For what real values of $x$ is

$\sqrt{x+\sqrt{2x-1}}+\sqrt{x-\sqrt{2x-1}}=A,$

given (a) $A = \sqrt{2}$, (b) $A=1$, (c) $A=2$, where only non-negative real numbers are admitted for square roots?

Problem Understanding

We are asked to determine all real numbers $x$ such that

$$\sqrt{x+\sqrt{2x-1}} + \sqrt{x-\sqrt{2x-1}} = A$$

for three specific values of $A$: $\sqrt{2}$, $1$, and $2$, under the restriction that all square roots represent non-negative real numbers. The inner radical $\sqrt{2x-1}$ imposes the domain constraint $2x-1 \ge 0$, which gives $x \ge \frac12$. The outer radicals require $x \pm \sqrt{2x-1} \ge 0$; each of these must be non-negative individually, not just their product, to avoid taking the square root of a negative number.
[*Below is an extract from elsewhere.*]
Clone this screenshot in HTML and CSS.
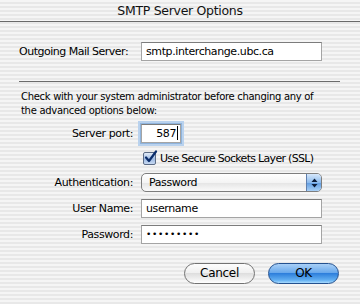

This problem requires both finding candidate solutions algebraically and rigorously checking that these candidates lie in the domain of the original equation.

Key Observations

First, the domain is determined by the inner radical: $2x-1 \ge 0 \implies x \ge \frac12$. Then, for the outer radicals, define

$$u = \sqrt{x+\sqrt{2x-1}}, \quad v = \sqrt{x-\sqrt{2x-1}}.$$

By construction, $u \ge 0$ and $v \ge 0$ provided that $x-\sqrt{2x-1} \ge 0$. This second inequality is equivalent to

$$x \ge \sqrt{2x-1} \implies x^2 \ge 2x-1 \implies (x-1)^2 \ge 0,$$

which is always true for all real $x$. Therefore, $x-\sqrt{2x-1} \ge 0$ holds for $x \ge \frac12$. Consequently, the full domain of the equation is $x \ge \frac12$. The substitution $u$ and $v$ allows us to write

$$u^2 + v^2 = (x+\sqrt{2x-1}) + (x-\sqrt{2x-1}) = 2x$$

and

$$uv = \sqrt{(x+\sqrt{2x-1})(x-\sqrt{2x-1})} = \sqrt{x^2-(2x-1)} = \sqrt{(x-1)^2} = |x-1|.$$

Squaring both sides of the original equation gives

$$(u+v)^2 = A^2 \implies u^2 + 2uv + v^2 = A^2 \implies 2x + 2|x-1| = A^2.$$

This reduces the problem to solving the absolute value equation

$$|x-1| = \frac{A^2 - 2x}{2}$$

while respecting the domain $x \ge \frac12$.

Solution

The absolute value equation requires a case-by-case analysis.

Case 1: $x \ge 1$. Then $|x-1| = x-1$, giving

$$x-1 = \frac{A^2-2x}{2} \implies 2x-2 = A^2 - 2x \implies 4x = A^2 + 2 \implies x = \frac{A^2 + 2}{4}.$$

This solution is valid only if $x \ge 1$, which imposes $A^2 + 2 \ge 4 \implies A^2 \ge 2$.

Case 2: $x \le 1$. Then $|x-1| = 1-x$, giving

$$1-x = \frac{A^2-2x}{2} \implies 2-2x = A^2 - 2x \implies A^2 = 2.$$

This produces a candidate interval $x \in [\frac12,1]$, since $x \ge \frac12$ is required by the domain.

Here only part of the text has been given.